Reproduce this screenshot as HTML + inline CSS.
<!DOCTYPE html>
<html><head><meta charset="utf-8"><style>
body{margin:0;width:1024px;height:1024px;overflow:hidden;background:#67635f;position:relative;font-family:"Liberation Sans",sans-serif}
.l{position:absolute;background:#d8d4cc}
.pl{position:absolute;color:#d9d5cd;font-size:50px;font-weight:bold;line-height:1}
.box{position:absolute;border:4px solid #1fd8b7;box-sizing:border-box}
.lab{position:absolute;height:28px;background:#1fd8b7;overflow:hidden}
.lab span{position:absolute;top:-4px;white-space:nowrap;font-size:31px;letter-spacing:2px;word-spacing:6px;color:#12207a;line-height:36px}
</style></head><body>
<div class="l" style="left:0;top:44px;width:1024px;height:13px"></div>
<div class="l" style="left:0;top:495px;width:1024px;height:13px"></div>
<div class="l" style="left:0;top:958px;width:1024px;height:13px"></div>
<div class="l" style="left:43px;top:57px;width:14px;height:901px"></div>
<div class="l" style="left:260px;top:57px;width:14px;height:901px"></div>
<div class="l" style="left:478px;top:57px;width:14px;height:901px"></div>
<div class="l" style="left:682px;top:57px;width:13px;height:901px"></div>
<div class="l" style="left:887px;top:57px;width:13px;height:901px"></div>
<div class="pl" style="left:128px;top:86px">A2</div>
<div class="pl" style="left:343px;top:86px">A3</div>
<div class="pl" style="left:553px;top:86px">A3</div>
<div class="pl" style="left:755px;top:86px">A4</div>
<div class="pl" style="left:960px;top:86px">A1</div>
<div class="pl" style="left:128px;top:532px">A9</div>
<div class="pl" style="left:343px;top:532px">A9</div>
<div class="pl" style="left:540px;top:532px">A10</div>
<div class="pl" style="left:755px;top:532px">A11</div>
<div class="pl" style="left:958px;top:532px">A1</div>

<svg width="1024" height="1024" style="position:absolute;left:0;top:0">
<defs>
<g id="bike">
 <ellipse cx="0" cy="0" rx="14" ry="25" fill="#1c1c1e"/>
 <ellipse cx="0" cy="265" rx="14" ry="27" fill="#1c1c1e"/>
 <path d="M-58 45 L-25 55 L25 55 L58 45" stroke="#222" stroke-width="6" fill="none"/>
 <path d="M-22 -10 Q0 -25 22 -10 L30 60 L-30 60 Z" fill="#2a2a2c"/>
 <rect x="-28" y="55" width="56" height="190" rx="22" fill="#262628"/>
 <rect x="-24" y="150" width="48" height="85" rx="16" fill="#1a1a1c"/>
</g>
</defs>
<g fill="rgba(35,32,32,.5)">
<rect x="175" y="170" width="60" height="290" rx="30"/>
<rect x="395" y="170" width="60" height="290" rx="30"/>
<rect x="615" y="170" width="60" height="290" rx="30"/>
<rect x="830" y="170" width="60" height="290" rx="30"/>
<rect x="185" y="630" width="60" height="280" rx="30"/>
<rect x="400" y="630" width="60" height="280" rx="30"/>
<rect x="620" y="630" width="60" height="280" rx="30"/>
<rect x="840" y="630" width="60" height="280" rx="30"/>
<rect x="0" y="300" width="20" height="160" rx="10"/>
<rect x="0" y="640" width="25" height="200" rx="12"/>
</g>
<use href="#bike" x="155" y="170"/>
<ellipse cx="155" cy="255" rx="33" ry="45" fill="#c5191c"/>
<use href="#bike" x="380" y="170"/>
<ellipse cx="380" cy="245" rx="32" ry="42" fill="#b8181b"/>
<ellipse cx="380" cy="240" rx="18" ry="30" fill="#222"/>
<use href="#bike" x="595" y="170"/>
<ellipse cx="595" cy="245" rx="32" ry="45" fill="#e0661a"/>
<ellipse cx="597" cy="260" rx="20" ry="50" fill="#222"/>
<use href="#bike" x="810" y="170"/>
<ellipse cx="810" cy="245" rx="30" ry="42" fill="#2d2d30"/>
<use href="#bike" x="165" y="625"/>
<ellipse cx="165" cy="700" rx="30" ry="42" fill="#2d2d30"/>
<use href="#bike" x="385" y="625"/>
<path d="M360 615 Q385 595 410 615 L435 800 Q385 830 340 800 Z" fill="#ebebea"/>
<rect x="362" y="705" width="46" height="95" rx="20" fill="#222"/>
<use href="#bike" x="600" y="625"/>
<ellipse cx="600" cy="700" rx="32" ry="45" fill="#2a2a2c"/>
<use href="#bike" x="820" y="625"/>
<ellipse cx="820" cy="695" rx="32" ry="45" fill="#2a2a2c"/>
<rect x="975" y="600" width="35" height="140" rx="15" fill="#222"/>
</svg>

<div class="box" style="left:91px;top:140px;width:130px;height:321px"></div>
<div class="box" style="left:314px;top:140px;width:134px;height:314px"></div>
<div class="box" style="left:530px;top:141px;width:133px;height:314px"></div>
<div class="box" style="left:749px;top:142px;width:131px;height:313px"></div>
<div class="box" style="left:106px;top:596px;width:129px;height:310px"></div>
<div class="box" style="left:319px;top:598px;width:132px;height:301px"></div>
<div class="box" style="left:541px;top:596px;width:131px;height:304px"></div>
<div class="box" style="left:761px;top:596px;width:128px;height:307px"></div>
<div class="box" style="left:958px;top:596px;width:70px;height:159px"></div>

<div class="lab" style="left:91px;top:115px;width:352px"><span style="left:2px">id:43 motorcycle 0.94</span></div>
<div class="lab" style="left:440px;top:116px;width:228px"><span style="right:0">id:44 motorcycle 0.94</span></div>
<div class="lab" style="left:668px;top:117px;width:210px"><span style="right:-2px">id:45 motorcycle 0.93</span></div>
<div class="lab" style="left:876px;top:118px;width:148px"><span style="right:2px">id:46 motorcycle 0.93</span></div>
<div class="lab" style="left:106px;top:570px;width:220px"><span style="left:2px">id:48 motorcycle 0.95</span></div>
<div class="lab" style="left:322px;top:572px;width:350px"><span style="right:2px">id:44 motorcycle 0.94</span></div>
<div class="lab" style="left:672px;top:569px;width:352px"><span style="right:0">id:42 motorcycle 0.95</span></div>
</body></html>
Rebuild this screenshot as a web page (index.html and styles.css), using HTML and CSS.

▸ **Direction**
The listing above must be transcribed exactly, line by line.

▸ **Exercise solution**
Reproduce this screenshot as HTML + inline CSS.
<!DOCTYPE html>
<html><head><meta charset="utf-8"><style>
body{margin:0;width:1024px;height:1024px;overflow:hidden;background:#67635f;position:relative;font-family:"Liberation Sans",sans-serif}
.l{position:absolute;background:#d8d4cc}
.pl{position:absolute;color:#d9d5cd;font-size:50px;font-weight:bold;line-height:1}
.box{position:absolute;border:4px solid #1fd8b7;box-sizing:border-box}
.lab{position:absolute;height:28px;background:#1fd8b7;overflow:hidden}
.lab span{position:absolute;top:-4px;white-space:nowrap;font-size:31px;letter-spacing:2px;word-spacing:6px;color:#12207a;line-height:36px}
</style></head><body>
<div class="l" style="left:0;top:44px;width:1024px;height:13px"></div>
<div class="l" style="left:0;top:495px;width:1024px;height:13px"></div>
<div class="l" style="left:0;top:958px;width:1024px;height:13px"></div>
<div class="l" style="left:43px;top:57px;width:14px;height:901px"></div>
<div class="l" style="left:260px;top:57px;width:14px;height:901px"></div>
<div class="l" style="left:478px;top:57px;width:14px;height:901px"></div>
<div class="l" style="left:682px;top:57px;width:13px;height:901px"></div>
<div class="l" style="left:887px;top:57px;width:13px;height:901px"></div>
<div class="pl" style="left:128px;top:86px">A2</div>
<div class="pl" style="left:343px;top:86px">A3</div>
<div class="pl" style="left:553px;top:86px">A3</div>
<div class="pl" style="left:755px;top:86px">A4</div>
<div class="pl" style="left:960px;top:86px">A1</div>
<div class="pl" style="left:128px;top:532px">A9</div>
<div class="pl" style="left:343px;top:532px">A9</div>
<div class="pl" style="left:540px;top:532px">A10</div>
<div class="pl" style="left:755px;top:532px">A11</div>
<div class="pl" style="left:958px;top:532px">A1</div>

<svg width="1024" height="1024" style="position:absolute;left:0;top:0">
<defs>
<g id="bike">
 <ellipse cx="0" cy="0" rx="14" ry="25" fill="#1c1c1e"/>
 <ellipse cx="0" cy="265" rx="14" ry="27" fill="#1c1c1e"/>
 <path d="M-58 45 L-25 55 L25 55 L58 45" stroke="#222" stroke-width="6" fill="none"/>
 <path d="M-22 -10 Q0 -25 22 -10 L30 60 L-30 60 Z" fill="#2a2a2c"/>
 <rect x="-28" y="55" width="56" height="190" rx="22" fill="#262628"/>
 <rect x="-24" y="150" width="48" height="85" rx="16" fill="#1a1a1c"/>
</g>
</defs>
<g fill="rgba(35,32,32,.5)">
<rect x="175" y="170" width="60" height="290" rx="30"/>
<rect x="395" y="170" width="60" height="290" rx="30"/>
<rect x="615" y="170" width="60" height="290" rx="30"/>
<rect x="830" y="170" width="60" height="290" rx="30"/>
<rect x="185" y="630" width="60" height="280" rx="30"/>
<rect x="400" y="630" width="60" height="280" rx="30"/>
<rect x="620" y="630" width="60" height="280" rx="30"/>
<rect x="840" y="630" width="60" height="280" rx="30"/>
<rect x="0" y="300" width="20" height="160" rx="10"/>
<rect x="0" y="640" width="25" height="200" rx="12"/>
</g>
<use href="#bike" x="155" y="170"/>
<ellipse cx="155" cy="255" rx="33" ry="45" fill="#c5191c"/>
<use href="#bike" x="380" y="170"/>
<ellipse cx="380" cy="245" rx="32" ry="42" fill="#b8181b"/>
<ellipse cx="380" cy="240" rx="18" ry="30" fill="#222"/>
<use href="#bike" x="595" y="170"/>
<ellipse cx="595" cy="245" rx="32" ry="45" fill="#e0661a"/>
<ellipse cx="597" cy="260" rx="20" ry="50" fill="#222"/>
<use href="#bike" x="810" y="170"/>
<ellipse cx="810" cy="245" rx="30" ry="42" fill="#2d2d30"/>
<use href="#bike" x="165" y="625"/>
<ellipse cx="165" cy="700" rx="30" ry="42" fill="#2d2d30"/>
<use href="#bike" x="385" y="625"/>
<path d="M360 615 Q385 595 410 615 L435 800 Q385 830 340 800 Z" fill="#ebebea"/>
<rect x="362" y="705" width="46" height="95" rx="20" fill="#222"/>
<use href="#bike" x="600" y="625"/>
<ellipse cx="600" cy="700" rx="32" ry="45" fill="#2a2a2c"/>
<use href="#bike" x="820" y="625"/>
<ellipse cx="820" cy="695" rx="32" ry="45" fill="#2a2a2c"/>
<rect x="975" y="600" width="35" height="140" rx="15" fill="#222"/>
</svg>

<div class="box" style="left:91px;top:140px;width:130px;height:321px"></div>
<div class="box" style="left:314px;top:140px;width:134px;height:314px"></div>
<div class="box" style="left:530px;top:141px;width:133px;height:314px"></div>
<div class="box" style="left:749px;top:142px;width:131px;height:313px"></div>
<div class="box" style="left:106px;top:596px;width:129px;height:310px"></div>
<div class="box" style="left:319px;top:598px;width:132px;height:301px"></div>
<div class="box" style="left:541px;top:596px;width:131px;height:304px"></div>
<div class="box" style="left:761px;top:596px;width:128px;height:307px"></div>
<div class="box" style="left:958px;top:596px;width:70px;height:159px"></div>

<div class="lab" style="left:91px;top:115px;width:352px"><span style="left:2px">id:43 motorcycle 0.94</span></div>
<div class="lab" style="left:440px;top:116px;width:228px"><span style="right:0">id:44 motorcycle 0.94</span></div>
<div class="lab" style="left:668px;top:117px;width:210px"><span style="right:-2px">id:45 motorcycle 0.93</span></div>
<div class="lab" style="left:876px;top:118px;width:148px"><span style="right:2px">id:46 motorcycle 0.93</span></div>
<div class="lab" style="left:106px;top:570px;width:220px"><span style="left:2px">id:48 motorcycle 0.95</span></div>
<div class="lab" style="left:322px;top:572px;width:350px"><span style="right:2px">id:44 motorcycle 0.94</span></div>
<div class="lab" style="left:672px;top:569px;width:352px"><span style="right:0">id:42 motorcycle 0.95</span></div>
</body></html>
Rebuild this screenshot as a web page (index.html and styles.css), using HTML and CSS.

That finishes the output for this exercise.